Leave out any picture and return the remaining listing below exactly as given.

** start of Material provided **

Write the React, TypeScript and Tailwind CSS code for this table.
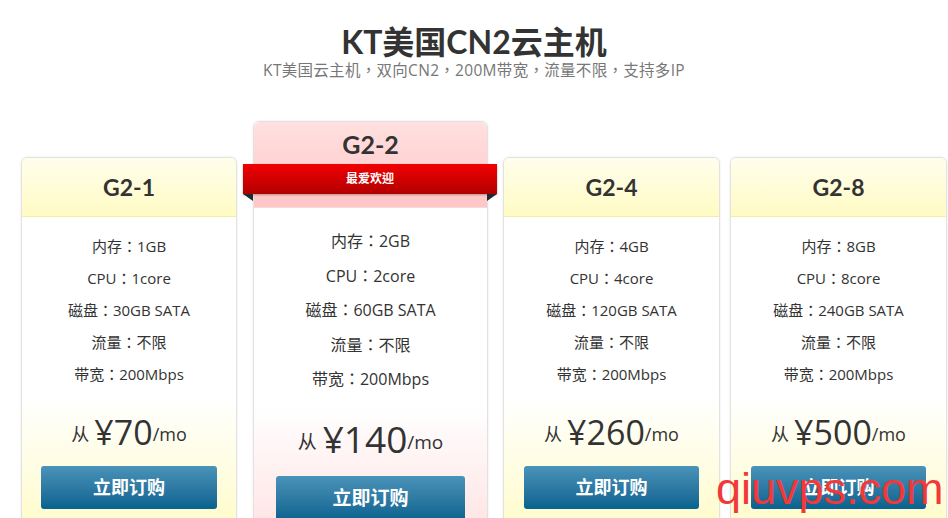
import React from 'react'

type Plan = {
  name: string
  ram: string
  cpu: string
  disk: string
  price: string
  popular?: boolean
}

const plans: Plan[] = [
  { name: 'G2-1', ram: '1GB', cpu: '1core', disk: '30GB SATA', price: '70' },
  { name: 'G2-2', ram: '2GB', cpu: '2core', disk: '60GB SATA', price: '140', popular: true },
  { name: 'G2-4', ram: '4GB', cpu: '4core', disk: '120GB SATA', price: '260' },
  { name: 'G2-8', ram: '8GB', cpu: '8core', disk: '240GB SATA', price: '500' },
]

const head = { fontFamily: 'Lato, "Noto Sans CJK SC", sans-serif' }
const body = { fontFamily: '"Open Sans", "Noto Sans CJK TC", sans-serif' }

function Features({ plan, big }: { plan: Plan; big?: boolean }) {
  const rows = [
    `内存：${plan.ram}`,
    `CPU：${plan.cpu}`,
    `磁盘：${plan.disk}`,
    '流量：不限',
    '带宽：200Mbps',
  ]
  return (
    <ul className={big ? 'pt-[16px] text-[16px] leading-[34.5px]' : 'pt-[13px] text-[15px] leading-[32px]'}>
      {rows.map((r) => (
        <li key={r} className="text-center text-[#333]">
          {r}
        </li>
      ))}
    </ul>
  )
}

function Card({ plan, width, mx }: { plan: Plan; width: string; mx: string }) {
  return (
    <div
      className={`${width} mt-[36px] h-[400px] shrink-0 rounded-t-md border border-[#e2e2e2] bg-gradient-to-b from-white from-[60%] to-[#fffbc6] to-[95%] shadow-[0_0_3px_rgba(0,0,0,0.08)]`}
      style={body}
    >
      <div className="flex h-[59px] items-center justify-center rounded-t-md border-b border-[#f3eca6] bg-gradient-to-b from-[#fffeec] to-[#fffbc4]">
        <span className="text-[23px] font-bold text-[#333]" style={head}>
          {plan.name}
        </span>
      </div>
      <Features plan={plan} />
      <div className="mt-[20px] flex h-[44px] items-end justify-center text-[#333]">
        <span className="mr-[5px] pb-[6px] text-[18px]">从</span>
        <span className="text-[34px] leading-[44px]">¥{plan.price}</span>
        <span className="pb-[6px] text-[18px]">/mo</span>
      </div>
      <div className={`mt-[12px] ${mx}`}>
        <button className="flex h-[43px] w-full items-center justify-center rounded-[3px] bg-gradient-to-b from-[#4a93b9] to-[#05628f] text-[18px] font-bold text-white">
          立即订购
        </button>
      </div>
    </div>
  )
}

function PopularCard({ plan }: { plan: Plan }) {
  return (
    <div
      className="relative h-[440px] w-[235px] shrink-0 rounded-t-md border border-[#e2e2e2] bg-gradient-to-b from-white from-[65%] to-[#ffe2e2] to-[95%] shadow-[0_0_3px_rgba(0,0,0,0.08)]"
      style={body}
    >
      <div className="h-[86px] rounded-t-md border-b border-[#f6dada] bg-gradient-to-b from-[#ffe0e0] to-[#ffc6c6] pt-[4px] text-center">
        <span className="text-[25px] font-bold text-[#333]" style={head}>
          {plan.name}
        </span>
      </div>
      {/* ribbon */}
      <div className="absolute left-[-11px] right-[-10px] top-[42px]">
        <div className="flex h-[30px] items-center justify-center bg-gradient-to-b from-[#f20000] to-[#b20000] text-[12px] font-bold text-white shadow-[0_1px_2px_rgba(0,0,0,0.3)]">
          最爱欢迎
        </div>
        <svg className="absolute left-0 top-[30px]" width="10" height="7" viewBox="0 0 10 7">
          <polygon points="0,0 10,0 10,7" fill="#1c2b30" />
        </svg>
        <svg className="absolute right-0 top-[30px]" width="10" height="7" viewBox="0 0 10 7">
          <polygon points="0,0 10,0 0,7" fill="#1c2b30" />
        </svg>
      </div>
      <Features plan={plan} big />
      <div className="mt-[18px] flex h-[48px] items-end justify-center text-[#333]">
        <span className="mr-[6px] pb-[6px] text-[19px]">从</span>
        <span className="text-[37px] leading-[48px]">¥{plan.price}</span>
        <span className="pb-[6px] text-[19px]">/mo</span>
      </div>
      <div className="mx-[22px] mt-[13px]">
        <button className="flex h-[45px] w-full items-center justify-center rounded-[3px] bg-gradient-to-b from-[#4a93b9] to-[#05628f] text-[19px] font-bold text-white">
          立即订购
        </button>
      </div>
    </div>
  )
}

export default function App() {
  return (
    <div className="relative h-[518px] w-[948px] overflow-hidden bg-white">
      <div className="pt-[22px] text-center">
        <h1 className="text-[32px] font-bold leading-[40px] text-[#333]" style={head}>
          KT美国CN2云主机
        </h1>
        <p className="mt-[-2px] text-[15.5px] leading-[20px] tracking-[0.3px] text-[#777]" style={body}>
          KT美国云主机，双向CN2，200M带宽，流量不限，支持多IP
        </p>
      </div>

      <div className="mt-[41px] flex items-start pl-[21px]">
        <Card plan={plans[0]} width="w-[216px]" mx="mx-[19px]" />
        <div className="w-[16px] shrink-0" />
        <PopularCard plan={plans[1]} />
        <div className="w-[15px] shrink-0" />
        <Card plan={plans[2]} width="w-[217px]" mx="mx-[20px]" />
        <div className="w-[10px] shrink-0" />
        <Card plan={plans[3]} width="w-[217px]" mx="mx-[20px]" />
      </div>

      <div
        className="absolute left-[716px] top-[466px] text-[45px] leading-none text-[#f23838]"
        style={{ fontFamily: '"Liberation Sans", Arial, sans-serif' }}
      >
        qiuvps.com
      </div>
    </div>
  )
}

** end of Material provided **

**Response to the task**.
Write the React, TypeScript and Tailwind CSS code for this table.
import React from 'react'

type Plan = {
  name: string
  ram: string
  cpu: string
  disk: string
  price: string
  popular?: boolean
}

const plans: Plan[] = [
  { name: 'G2-1', ram: '1GB', cpu: '1core', disk: '30GB SATA', price: '70' },
  { name: 'G2-2', ram: '2GB', cpu: '2core', disk: '60GB SATA', price: '140', popular: true },
  { name: 'G2-4', ram: '4GB', cpu: '4core', disk: '120GB SATA', price: '260' },
  { name: 'G2-8', ram: '8GB', cpu: '8core', disk: '240GB SATA', price: '500' },
]

const head = { fontFamily: 'Lato, "Noto Sans CJK SC", sans-serif' }
const body = { fontFamily: '"Open Sans", "Noto Sans CJK TC", sans-serif' }

function Features({ plan, big }: { plan: Plan; big?: boolean }) {
  const rows = [
    `内存：${plan.ram}`,
    `CPU：${plan.cpu}`,
    `磁盘：${plan.disk}`,
    '流量：不限',
    '带宽：200Mbps',
  ]
  return (
    <ul className={big ? 'pt-[16px] text-[16px] leading-[34.5px]' : 'pt-[13px] text-[15px] leading-[32px]'}>
      {rows.map((r) => (
        <li key={r} className="text-center text-[#333]">
          {r}
        </li>
      ))}
    </ul>
  )
}

function Card({ plan, width, mx }: { plan: Plan; width: string; mx: string }) {
  return (
    <div
      className={`${width} mt-[36px] h-[400px] shrink-0 rounded-t-md border border-[#e2e2e2] bg-gradient-to-b from-white from-[60%] to-[#fffbc6] to-[95%] shadow-[0_0_3px_rgba(0,0,0,0.08)]`}
      style={body}
    >
      <div className="flex h-[59px] items-center justify-center rounded-t-md border-b border-[#f3eca6] bg-gradient-to-b from-[#fffeec] to-[#fffbc4]">
        <span className="text-[23px] font-bold text-[#333]" style={head}>
          {plan.name}
        </span>
      </div>
      <Features plan={plan} />
      <div className="mt-[20px] flex h-[44px] items-end justify-center text-[#333]">
        <span className="mr-[5px] pb-[6px] text-[18px]">从</span>
        <span className="text-[34px] leading-[44px]">¥{plan.price}</span>
        <span className="pb-[6px] text-[18px]">/mo</span>
      </div>
      <div className={`mt-[12px] ${mx}`}>
        <button className="flex h-[43px] w-full items-center justify-center rounded-[3px] bg-gradient-to-b from-[#4a93b9] to-[#05628f] text-[18px] font-bold text-white">
          立即订购
        </button>
      </div>
    </div>
  )
}

function PopularCard({ plan }: { plan: Plan }) {
  return (
    <div
      className="relative h-[440px] w-[235px] shrink-0 rounded-t-md border border-[#e2e2e2] bg-gradient-to-b from-white from-[65%] to-[#ffe2e2] to-[95%] shadow-[0_0_3px_rgba(0,0,0,0.08)]"
      style={body}
    >
      <div className="h-[86px] rounded-t-md border-b border-[#f6dada] bg-gradient-to-b from-[#ffe0e0] to-[#ffc6c6] pt-[4px] text-center">
        <span className="text-[25px] font-bold text-[#333]" style={head}>
          {plan.name}
        </span>
      </div>
      {/* ribbon */}
      <div className="absolute left-[-11px] right-[-10px] top-[42px]">
        <div className="flex h-[30px] items-center justify-center bg-gradient-to-b from-[#f20000] to-[#b20000] text-[12px] font-bold text-white shadow-[0_1px_2px_rgba(0,0,0,0.3)]">
          最爱欢迎
        </div>
        <svg className="absolute left-0 top-[30px]" width="10" height="7" viewBox="0 0 10 7">
          <polygon points="0,0 10,0 10,7" fill="#1c2b30" />
        </svg>
        <svg className="absolute right-0 top-[30px]" width="10" height="7" viewBox="0 0 10 7">
          <polygon points="0,0 10,0 0,7" fill="#1c2b30" />
        </svg>
      </div>
      <Features plan={plan} big />
      <div className="mt-[18px] flex h-[48px] items-end justify-center text-[#333]">
        <span className="mr-[6px] pb-[6px] text-[19px]">从</span>
        <span className="text-[37px] leading-[48px]">¥{plan.price}</span>
        <span className="pb-[6px] text-[19px]">/mo</span>
      </div>
      <div className="mx-[22px] mt-[13px]">
        <button className="flex h-[45px] w-full items-center justify-center rounded-[3px] bg-gradient-to-b from-[#4a93b9] to-[#05628f] text-[19px] font-bold text-white">
          立即订购
        </button>
      </div>
    </div>
  )
}

export default function App() {
  return (
    <div className="relative h-[518px] w-[948px] overflow-hidden bg-white">
      <div className="pt-[22px] text-center">
        <h1 className="text-[32px] font-bold leading-[40px] text-[#333]" style={head}>
          KT美国CN2云主机
        </h1>
        <p className="mt-[-2px] text-[15.5px] leading-[20px] tracking-[0.3px] text-[#777]" style={body}>
          KT美国云主机，双向CN2，200M带宽，流量不限，支持多IP
        </p>
      </div>

      <div className="mt-[41px] flex items-start pl-[21px]">
        <Card plan={plans[0]} width="w-[216px]" mx="mx-[19px]" />
        <div className="w-[16px] shrink-0" />
        <PopularCard plan={plans[1]} />
        <div className="w-[15px] shrink-0" />
        <Card plan={plans[2]} width="w-[217px]" mx="mx-[20px]" />
        <div className="w-[10px] shrink-0" />
        <Card plan={plans[3]} width="w-[217px]" mx="mx-[20px]" />
      </div>

      <div
        className="absolute left-[716px] top-[466px] text-[45px] leading-none text-[#f23838]"
        style={{ fontFamily: '"Liberation Sans", Arial, sans-serif' }}
      >
        qiuvps.com
      </div>
    </div>
  )
}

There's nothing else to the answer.